Apple uses foundation libraries like Accelerate and AV to push computations to custom units when they are available. That is seemless access to the NPU, AMX , video en/decode units. Apple spends lots of time and effort trying to get better utilization out of their significantly better Perf/Watt specialized units. Pragmatically that amounts to generic CPU core offload.
The 'icing on the cake' is that offloading from the CPU also reduces the pressure to change the kernel schedulers... those specialied are not scheduled directly by the OS. Apple keeps a single unified microkernel from Homepod to Mac Pro. Apple "wants to" spend a higher amount of money on kernel development costs overhead? Probably not. APFS is great at single SSD drive set ups. High mulitples of storage drives (via RAID and/or multidrive, volume management. Apple deprecated that path. ). Laptops/mobile leads the charge for the file system. That is highly likely to show up in other major subsystems of the OS also.
Apple also explicitly stated that they want to natively run iOS apps on the Mac. Pragmatically that is an underlined emphasis on the unified ( i.e., GPUs are going to get a substantive transistor budget). this is somewhat similar to why Intel/AMD are hesistant to drop old x86. The 32-bit software inertia keeps that 32-bit hardware functionality in their CPU packages. The huge inertia from OS apps that Apple derives large revenues from is going to keep the GPUs in the M-series SoCs. (unlike 32-bit apps, OS apps are generally moving forward. So the chances of this inertia dying out over time is extremely low for the foreseeable future. )
Third, Apple doesn't place a high priority on being in the server business. There is no deep, driving "want" there. macOS Server is a bundle of some software and activating some cron jobs and opening some ports. There is no substantive changes at the kernel level at all. Hardware wise the approach is just to press the mini and Mac Pro into a solution. There are no 1U or 2U boxes. Apple walked away from that business over a decade ago.
Apple's foray into XCode cloud is likely going to be the same path other macOS cloud vendors too. Lots of Mini's and a relatively smaller percentage of Mac Pros.
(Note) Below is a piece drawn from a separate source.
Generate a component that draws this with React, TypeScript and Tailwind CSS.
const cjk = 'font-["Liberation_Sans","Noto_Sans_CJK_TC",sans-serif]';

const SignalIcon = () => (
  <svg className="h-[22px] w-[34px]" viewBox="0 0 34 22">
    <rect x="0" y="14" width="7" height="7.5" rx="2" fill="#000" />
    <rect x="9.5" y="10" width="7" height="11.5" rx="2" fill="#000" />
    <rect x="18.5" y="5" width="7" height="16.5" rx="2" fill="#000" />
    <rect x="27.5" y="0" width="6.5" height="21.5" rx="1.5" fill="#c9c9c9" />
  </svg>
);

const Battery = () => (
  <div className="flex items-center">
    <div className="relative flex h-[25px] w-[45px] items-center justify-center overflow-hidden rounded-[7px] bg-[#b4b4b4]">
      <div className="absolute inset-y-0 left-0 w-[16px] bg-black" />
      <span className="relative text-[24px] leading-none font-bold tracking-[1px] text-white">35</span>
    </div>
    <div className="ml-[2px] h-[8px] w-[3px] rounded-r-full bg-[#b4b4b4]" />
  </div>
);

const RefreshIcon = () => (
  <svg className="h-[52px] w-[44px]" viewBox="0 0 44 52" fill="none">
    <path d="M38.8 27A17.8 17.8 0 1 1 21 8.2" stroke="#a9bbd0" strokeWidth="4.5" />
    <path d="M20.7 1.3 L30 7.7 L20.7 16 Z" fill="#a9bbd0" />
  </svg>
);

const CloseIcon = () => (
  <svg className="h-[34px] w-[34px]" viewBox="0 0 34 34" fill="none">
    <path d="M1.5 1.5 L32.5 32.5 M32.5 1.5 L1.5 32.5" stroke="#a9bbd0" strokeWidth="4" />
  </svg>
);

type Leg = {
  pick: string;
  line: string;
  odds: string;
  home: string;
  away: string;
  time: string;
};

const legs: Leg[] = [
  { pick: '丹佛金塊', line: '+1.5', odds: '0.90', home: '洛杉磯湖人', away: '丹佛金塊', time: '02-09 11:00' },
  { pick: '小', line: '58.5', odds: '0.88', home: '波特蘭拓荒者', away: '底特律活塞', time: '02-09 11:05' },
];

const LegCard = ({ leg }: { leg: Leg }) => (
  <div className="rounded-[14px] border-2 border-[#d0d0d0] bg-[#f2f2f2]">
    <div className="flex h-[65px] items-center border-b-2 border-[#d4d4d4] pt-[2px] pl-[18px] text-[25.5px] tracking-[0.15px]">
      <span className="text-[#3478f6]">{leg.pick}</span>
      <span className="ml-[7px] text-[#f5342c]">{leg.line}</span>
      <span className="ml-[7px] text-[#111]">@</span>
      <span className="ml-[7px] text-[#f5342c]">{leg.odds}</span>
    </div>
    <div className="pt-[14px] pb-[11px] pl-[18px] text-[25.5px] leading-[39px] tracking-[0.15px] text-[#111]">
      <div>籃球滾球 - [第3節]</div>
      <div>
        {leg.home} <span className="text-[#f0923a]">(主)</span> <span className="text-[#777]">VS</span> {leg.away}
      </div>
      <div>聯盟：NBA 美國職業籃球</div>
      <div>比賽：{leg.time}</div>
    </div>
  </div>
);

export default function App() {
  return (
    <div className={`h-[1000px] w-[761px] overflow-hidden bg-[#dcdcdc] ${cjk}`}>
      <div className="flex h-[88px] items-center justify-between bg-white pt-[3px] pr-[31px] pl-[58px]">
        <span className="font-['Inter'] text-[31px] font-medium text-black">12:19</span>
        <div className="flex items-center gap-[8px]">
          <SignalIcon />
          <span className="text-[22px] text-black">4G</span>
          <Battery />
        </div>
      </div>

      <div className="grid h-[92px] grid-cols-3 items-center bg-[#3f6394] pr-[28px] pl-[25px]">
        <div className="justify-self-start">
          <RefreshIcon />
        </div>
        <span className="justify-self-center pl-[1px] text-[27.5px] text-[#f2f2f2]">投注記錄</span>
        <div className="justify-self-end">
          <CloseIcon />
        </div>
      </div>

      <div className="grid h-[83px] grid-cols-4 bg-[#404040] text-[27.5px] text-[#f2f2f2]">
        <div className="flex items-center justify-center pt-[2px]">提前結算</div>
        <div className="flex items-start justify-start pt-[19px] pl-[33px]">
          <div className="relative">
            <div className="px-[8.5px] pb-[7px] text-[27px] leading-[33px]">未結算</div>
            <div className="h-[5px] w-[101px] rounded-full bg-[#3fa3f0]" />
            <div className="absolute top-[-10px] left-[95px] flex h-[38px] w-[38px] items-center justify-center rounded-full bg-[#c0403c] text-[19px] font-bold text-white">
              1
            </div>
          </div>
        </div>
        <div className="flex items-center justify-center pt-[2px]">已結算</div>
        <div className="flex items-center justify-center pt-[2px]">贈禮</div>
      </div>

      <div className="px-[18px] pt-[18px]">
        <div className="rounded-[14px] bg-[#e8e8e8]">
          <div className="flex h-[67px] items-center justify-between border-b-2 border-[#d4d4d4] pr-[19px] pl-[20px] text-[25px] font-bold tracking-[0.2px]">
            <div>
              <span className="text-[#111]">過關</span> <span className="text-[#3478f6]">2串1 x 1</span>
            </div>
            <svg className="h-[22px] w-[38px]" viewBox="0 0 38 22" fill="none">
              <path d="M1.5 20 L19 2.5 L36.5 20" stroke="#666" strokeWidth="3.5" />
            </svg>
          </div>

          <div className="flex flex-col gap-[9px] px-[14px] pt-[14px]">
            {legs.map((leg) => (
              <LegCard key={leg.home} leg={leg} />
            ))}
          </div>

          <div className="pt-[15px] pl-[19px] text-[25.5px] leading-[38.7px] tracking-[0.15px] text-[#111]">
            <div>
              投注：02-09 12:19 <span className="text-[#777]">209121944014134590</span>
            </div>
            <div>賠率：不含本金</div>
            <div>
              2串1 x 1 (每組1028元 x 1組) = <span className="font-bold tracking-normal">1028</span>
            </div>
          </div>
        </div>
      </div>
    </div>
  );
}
As long as the other cloud providers are constrained by the same end user hosting density then Apple will continue to just sell more Macs. ( Apple probably wants to sell more Macs rather than fewer. )
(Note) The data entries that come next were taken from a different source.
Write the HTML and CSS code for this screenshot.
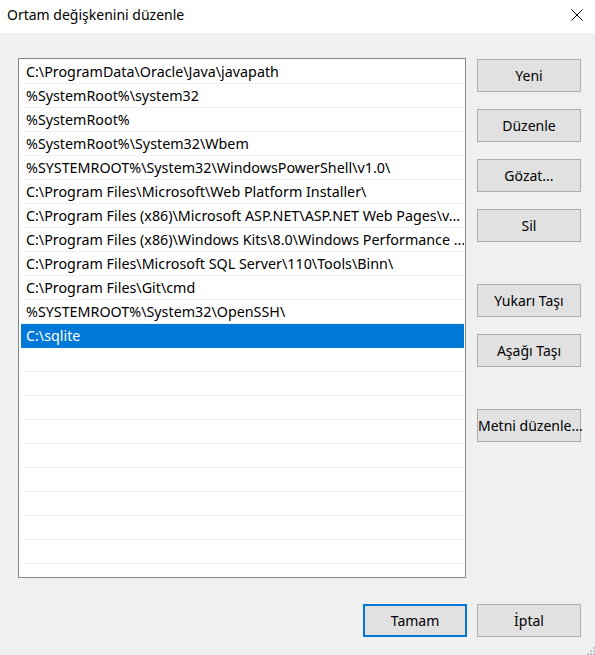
FILE: index.html
```html
<!DOCTYPE html>
<html lang="tr">
<head>
<meta charset="utf-8">
<title>Ortam değişkenini düzenle</title>
<link rel="stylesheet" href="styles.css">
</head>
<body>
<div class="window">
  <div class="titlebar">
    <span class="title">Ortam değişkenini düzenle</span>
    <svg class="close" width="12" height="12" viewBox="0 0 12 12"><path d="M0.5 0.5 L11.5 11.5 M11.5 0.5 L0.5 11.5" stroke="#000" stroke-width="1" fill="none"/></svg>
  </div>
  <div class="content">
    <div class="main">
      <div class="list">
        <div class="row">C:\ProgramData\Oracle\Java\javapath</div>
        <div class="row">%SystemRoot%\system32</div>
        <div class="row">%SystemRoot%</div>
        <div class="row">%SystemRoot%\System32\Wbem</div>
        <div class="row">%SYSTEMROOT%\System32\WindowsPowerShell\v1.0\</div>
        <div class="row">C:\Program Files\Microsoft\Web Platform Installer\</div>
        <div class="row">C:\Program Files (x86)\Microsoft ASP.NET\ASP.NET Web Pages\v...</div>
        <div class="row">C:\Program Files (x86)\Windows Kits\8.0\Windows Performance ...</div>
        <div class="row">C:\Program Files\Microsoft SQL Server\110\Tools\Binn\</div>
        <div class="row">C:\Program Files\Git\cmd</div>
        <div class="row">%SYSTEMROOT%\System32\OpenSSH\</div>
        <div class="row selected">C:\sqlite</div>
        <div class="row"></div>
        <div class="row"></div>
        <div class="row"></div>
        <div class="row"></div>
        <div class="row"></div>
        <div class="row"></div>
        <div class="row"></div>
        <div class="row"></div>
        <div class="row"></div>
      </div>
      <div class="side">
        <button class="btn">Yeni</button>
        <button class="btn">Düzenle</button>
        <button class="btn">Gözat...</button>
        <button class="btn">Sil</button>
        <button class="btn group">Yukarı Taşı</button>
        <button class="btn">Aşağı Taşı</button>
        <button class="btn group">Metni düzenle...</button>
      </div>
    </div>
    <div class="footer">
      <button class="btn default">Tamam</button>
      <button class="btn">İptal</button>
    </div>
    <svg class="grip" width="10" height="10" viewBox="0 0 10 10">
      <rect x="8" y="2" width="2" height="2" fill="#c4c4c4"/>
      <rect x="5" y="5" width="2" height="2" fill="#c4c4c4"/>
      <rect x="8" y="5" width="2" height="2" fill="#c4c4c4"/>
      <rect x="2" y="8" width="2" height="2" fill="#c4c4c4"/>
      <rect x="5" y="8" width="2" height="2" fill="#c4c4c4"/>
      <rect x="8" y="8" width="2" height="2" fill="#c4c4c4"/>
    </svg>
  </div>
</div>
</body>
</html>
```

FILE: styles.css
```css
* { box-sizing: border-box; }
html, body {
  margin: 0;
  padding: 0;
  width: 595px;
  height: 655px;
  overflow: hidden;
  background: #f0f0f0;
  font-family: "Noto Sans", "Open Sans", sans-serif;
  font-size: 14px;
  color: #000;
}
.window {
  width: 595px;
  height: 655px;
  display: flex;
  flex-direction: column;
}
.titlebar {
  height: 33px;
  background: #fff;
  display: flex;
  align-items: center;
  justify-content: space-between;
  padding: 0 12px 4px 7px;
  flex: none;
}
.title {
  font-size: 14px;
  color: #000;
}
.close { display: block; }
.content {
  position: relative;
  flex: 1;
  background: #f0f0f0;
  padding: 25px 14px 0 18px;
  display: flex;
  flex-direction: column;
}
.main {
  display: flex;
  gap: 11px;
}
.list {
  width: 448px;
  height: 520px;
  border: 1px solid #828790;
  background: #fff;
  padding: 1px 1px 0 2px;
  overflow: hidden;
}
.row {
  height: 24px;
  line-height: 23px;
  border-bottom: 1px solid #f0f0f0;
  padding-left: 5px;
  font-size: 14.3px;
  white-space: nowrap;
  overflow: hidden;
}
.row.selected {
  background: #0078d7;
  border-bottom-color: #0078d7;
  color: #fff;
}
.side {
  display: flex;
  flex-direction: column;
  gap: 17px;
  padding-top: 1px;
}
.btn {
  width: 104px;
  height: 33px;
  background: #e1e1e1;
  border: 1px solid #adadad;
  font-family: inherit;
  font-size: 14px;
  color: #000;
  padding: 0;
  margin: 0;
  white-space: nowrap;
}
.side .group { margin-top: 25px; }
.footer {
  display: flex;
  justify-content: flex-end;
  gap: 10px;
  margin-top: 26px;
}
.btn.default {
  border: 2px solid #0078d7;
}
.grip {
  position: absolute;
  right: 0;
  bottom: 0;
}
```
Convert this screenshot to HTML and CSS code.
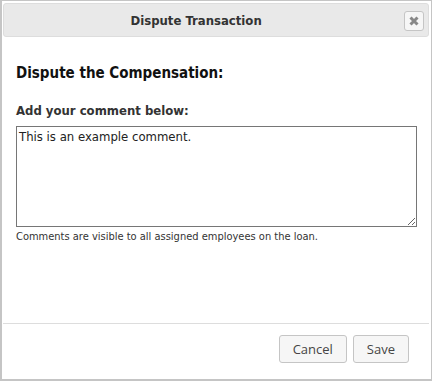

Apple has a want to be in the single user workstation business. But they don't necessarily have to take a server CPU to do that. When they make their own , they can choose their own priorities. For the last decade Apple has taken the single CPU package track. Choosing Xeon E5 versus E7. Choosing Xeon W-3200 over Xeon SP. If Apple is waiting on W-3300 for a deferred launch instead of going forward on Xeon SP Gen 3 . All basically the same want. Trading off slow time to market for higher single threaded performance. There isn't a higher priority being applied to ultimate possible core count.
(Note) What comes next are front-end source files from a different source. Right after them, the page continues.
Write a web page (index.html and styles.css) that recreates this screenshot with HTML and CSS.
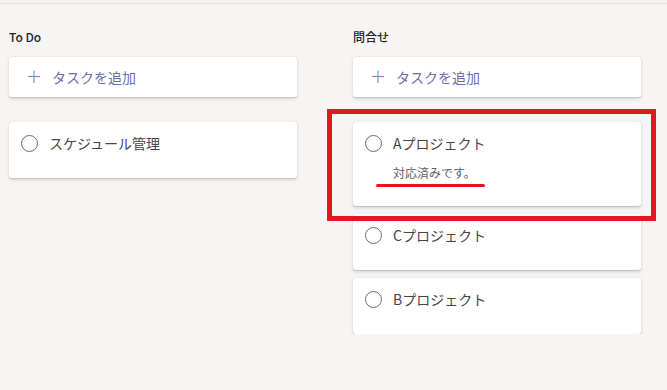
FILE: index.html
```html
<!DOCTYPE html>
<html lang="ja">
<head>
    <meta charset="UTF-8">
    <meta name="viewport" content="width=device-width, initial-scale=1.0">
    <title>Tasks</title>
    <link rel="stylesheet" href="styles.css">
</head>
<body>
    <div class="topline"></div>
    <div class="board">
        <div class="bucket">
            <h2 class="bucket-title">To Do</h2>
            <div class="card add-task">
                <span class="plus">+</span>
                <span>タスクを追加</span>
            </div>
            <div class="task-list">
                <div class="card task">
                    <div class="task-row">
                        <span class="check"></span>
                        <span class="task-name">スケジュール管理</span>
                    </div>
                </div>
            </div>
        </div>
        <div class="bucket">
            <h2 class="bucket-title">問合せ</h2>
            <div class="card add-task">
                <span class="plus">+</span>
                <span>タスクを追加</span>
            </div>
            <div class="task-list">
                <div class="card task marked">
                    <div class="task-row">
                        <span class="check"></span>
                        <span class="task-name">Aプロジェクト</span>
                    </div>
                    <p class="task-note">対応済みです。</p>
                    <span class="underline"></span>
                    <span class="highlight"></span>
                </div>
                <div class="card task">
                    <div class="task-row">
                        <span class="check"></span>
                        <span class="task-name">Cプロジェクト</span>
                    </div>
                </div>
                <div class="card task">
                    <div class="task-row">
                        <span class="check"></span>
                        <span class="task-name">Bプロジェクト</span>
                    </div>
                </div>
            </div>
        </div>
    </div>
</body>
</html>
```

FILE: styles.css
```css
body {
    background-color: #f6f5f4;
    font-family: "Noto Sans CJK JP", "Noto Sans", sans-serif;
    color: #3b3a39;
    margin: 0;
    padding: 0;
}
.topline {
    height: 3px;
    border-bottom: 1px solid #e1dfdd;
}
.board {
    display: flex;
    gap: 56px;
    padding: 25px 9px 0;
}
.bucket {
    width: 288px;
}
.bucket-title {
    font-size: 12px;
    font-weight: 500;
    line-height: 16px;
    color: #252423;
    margin: 0 0 12px;
}
.card {
    background-color: #fff;
    border-radius: 3px;
    box-shadow: 0 1.6px 3.6px rgba(0, 0, 0, 0.13), 0 0.3px 0.9px rgba(0, 0, 0, 0.11);
}
.add-task {
    height: 40px;
    display: flex;
    align-items: center;
    padding-left: 17px;
    box-sizing: border-box;
    color: #6b6daf;
    font-size: 14px;
}
.plus {
    font-family: "DejaVu Sans", sans-serif;
    font-weight: 200;
    font-size: 19px;
    width: 26px;
    line-height: 20px;
    margin-top: -2px;
    color: #7b7dba;
}
.task-list {
    display: flex;
    flex-direction: column;
    gap: 8px;
    margin-top: 25px;
}
.task {
    padding: 11px 12px 25px;
}
.task-row {
    display: flex;
    align-items: center;
    height: 20px;
}
.check {
    width: 15px;
    height: 15px;
    border: 1px solid #6b6a69;
    border-radius: 50%;
    margin-right: 11px;
}
.task-name {
    font-size: 14px;
    line-height: 20px;
    color: #484644;
}
.task-note {
    margin: 12px 0 0 28px;
    font-size: 12px;
    line-height: 16px;
    color: #605e5c;
}
.task.marked {
    position: relative;
}
.underline {
    position: absolute;
    left: 23px;
    top: 62px;
    width: 109px;
    height: 3px;
    border-radius: 2px;
    background-color: #e4161f;
}
.highlight {
    position: absolute;
    left: -26px;
    right: -15px;
    top: -13px;
    bottom: -15px;
    border: 5px solid #e4161f;
    z-index: 2;
}
```
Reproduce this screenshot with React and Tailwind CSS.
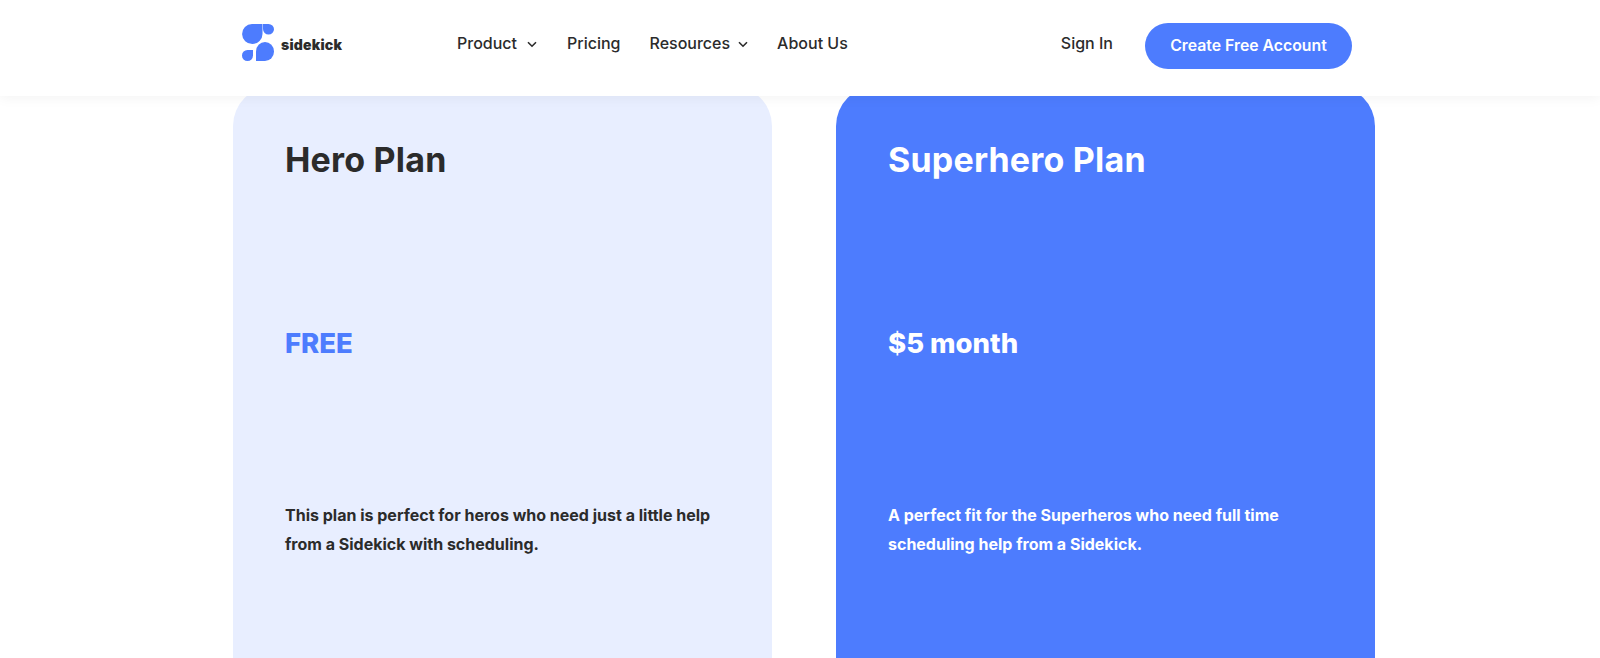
const font = { fontFamily: '"Inter", "Liberation Sans", sans-serif' };

function Chevron({ className }) {
  return (
    <svg width="10" height="7" viewBox="0 0 10 7" fill="none" className={className}>
      <path d="M1 1.2 5 5.2 9 1.2" stroke="#2b2b2b" strokeWidth="1.6" />
    </svg>
  );
}

function Logo() {
  return (
    <div className="flex w-[215px] items-center">
      <svg width="32" height="37" viewBox="0 0 32 37" className="mb-0.5">
        <path d="M10 0H20.500V10A10.200 10 0 1 1 10 0Z" fill="#4d7cfe" />
        <path d="M21 0H26.500A5.500 5.250 0 0 1 26.500 10.500A5.500 5.500 0 0 1 21 5Z" fill="#4d7cfe" />
        <path d="M5.500 26H11V31.500A5.500 5.500 0 1 1 5.500 26Z" fill="#4d7cfe" />
        <path d="M14 37V27.500A9 9.500 0 1 1 23 37Z" fill="#4d7cfe" />
      </svg>
      <span className="ml-[7px] mt-0.5 text-[14px] font-black tracking-[0.2px] text-[#2b2b2b]">sidekick</span>
    </div>
  );
}

function Card({ dark, title, price, text }) {
  return (
    <div className={`h-[590px] w-[539px] rounded-t-[40px] pl-[52px] pr-[40px] ${dark ? "bg-[#4d7cfe] text-white" : "bg-[#e8eeff] text-[#2b2b2b]"}`}>
      <h2 className="mt-[52px] text-[34px] font-bold leading-[44px] tracking-[0.2px]">{title}</h2>
      <p className={`mt-[144px] text-[27.500px] font-extrabold leading-[34px] ${dark ? "text-white" : "text-[#4d7cfe]"}`}>{price}</p>
      <p className="mt-[141px] text-[16px] font-bold leading-[29px]">{text}</p>
    </div>
  );
}

export default function App() {
  return (
    <div style={font} className="h-[658px] overflow-hidden bg-white">
      <header className="relative z-10 flex h-[96px] items-center bg-white pb-[10px] pl-[242px] shadow-[0_2px_12px_rgba(0,0,0,0.05)]">
        <Logo />
        <nav className="flex items-center gap-[29px] text-[16px] font-medium text-[#2b2b2b]">
          <span className="flex items-center">Product<Chevron className="ml-2.5 mr-px mt-0.5" /></span>
          <span>Pricing</span>
          <span className="flex items-center">Resources<Chevron className="ml-2 mt-0.5" /></span>
          <span>About Us</span>
        </nav>
        <span className="ml-[213px] text-[16px] font-medium text-[#2b2b2b]">Sign In</span>
        <button className="ml-8 mt-1.5 h-[46px] w-[207px] rounded-full bg-[#4d7cfe] text-[15.800px] font-semibold text-white">Create Free Account</button>
      </header>
      <main className="-mt-[10px] flex gap-[64px] pl-[233px]">
        <Card title="Hero Plan" price="FREE" text="This plan is perfect for heros who need just a little help from a Sidekick with scheduling." />
        <Card dark title="Superhero Plan" price="$5 month" text="A perfect fit for the Superheros who need full time scheduling help from a Sidekick." />
      </main>
    </div>
  );
}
Same transistor budget allocation impact. If single thread performance is a equal or higher objective than multiple threads performance, then bigger caches ( branch target, L1/L2/L3 ) are going to take transistor budget away from more cores (with smaller caches ). Similarly, the caching that AMX , NPU , and/or GPU cores need to be more effective. Probably ittle want to sacrifice that just to win some CPU core count 'war'. Similar issues as to why probably won't get SMT later either (plus Apple cares very little about SATA storage performance) .
Apple is probably wants a more balanced SoC at the top of their offerings. The combination of multiple dimensions that it does very well is the 'win' that they likely want. If they had a 56-64 ( 56P + 8E cores ) SoC that had the same (or higher) top end single threaded performance as the 4-8 core offerings then that would be something the "hand me down" server x86 packages don't really do. ( at least without crazy high TDP.... which Apple has zero desire of going anywhere near ( Perf/Watt objective). ). Apple will position that as "we are doing a better job so... replaced them" win.
Apple having a myopic 'want' to win the maximum general CPU core count war is deeply suspect.
Finally, one can point to increasingly narrow corner cases where the general CPU cores have to be used, but still is an embarrassingly parallel workload. The problem there is that Apple explicitly doesn't want to be everything for everybody. Tackling a targeted, "good enough" coverage workloads with more specialized cores is more Pref/Watt effective. The workloads inside the targeted are getting larger performance wins over design evolution.